Buying Your First Home?

Everybody remembers buying their first home. It is a timely process and requires careful planning to make the process a successful one. If you’re already a homeowner, I’m sure you remember buying your first home. I’m certain it was an exciting and memorable experience!


Find a local REALTOR® that’s familiar with the real estate market that you’re searching for a new home in. Shop around – NOT all real estate agents are created equal!


Talk to a lender (loan officer) to get a pre-approval letter so that you know how much house you can afford. Most agents will NOT show you a home without a pre-approval letter because one will be required to accompany a contract for purchase offer on a home. If you’re a cash buyer – then you will need “proof of funds” to go along with any offer made on real property.


Start working with the Realtor you have chosen. Discuss the type of home that’ll meet your needs and price range. The Realtor will then run a search in the local MLS (Multiple Listing Services) and prepare a list of homes to view as – well – as making the necessary arrangements with the sellers to view each home.


It’s time to make an offer.
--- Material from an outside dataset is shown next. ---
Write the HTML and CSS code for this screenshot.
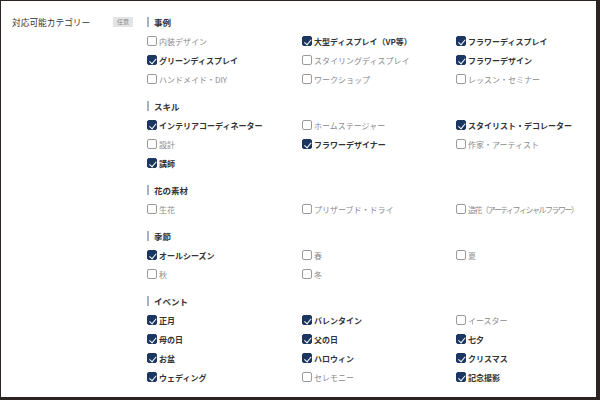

Your REALTOR® will put comp’s together to find out the current market value of the home and determine what the home should appraise at. This analysis will determine if the home is priced correctly or if it’s overpriced. Remember, most of the homes that have been on the market for a long period of time is because they are overpriced!


Ask for recommendations from your REALTOR® for a good home inspector. Schedule your home inspection as soon as possible because there will be a clause in the purchase contract called the “inspection period”. This is the amount of days a buyer must inspect the home and if something is found to be wrong with the home the buyer is given the opportunity to back out of the contract and retain their initial deposit or earnest money.


At this time, the lander will order an appraisal to determine that the house is not overpriced. If you have chosen a competent Realtor to work with the house should appraise for more money than what you are purchasing it for creating instant equity in the home. If this is done correctly – you have just made a GREAT investment.


It is recommended that you call and shop around for the best rate. At the very minimum a buyer should at least get three to four different estimates for their new home. Remember this insurance rate will factor into your monthly mortgage payments.


Ask your Realtor who the local utility providers are and give them a call. You want to have all utilities on and active in your name the day of closing.


During the final walk through on or the day before closing should be done. This ensures the buyer that nothing has been damaged or removed from the home that shouldn’t have been removed and is considered “a fixed” to the home, (i.e. a refrigerator).


You have made it to the last step with the help of a Realtor. All you must do now is make sure to wire transfer any funds of down payment (if any is needed) to the title company that’s handling the closing. Then show up with your driver’s license and sign a bunch of legal papers. Congratulations! You’re now a homeowner.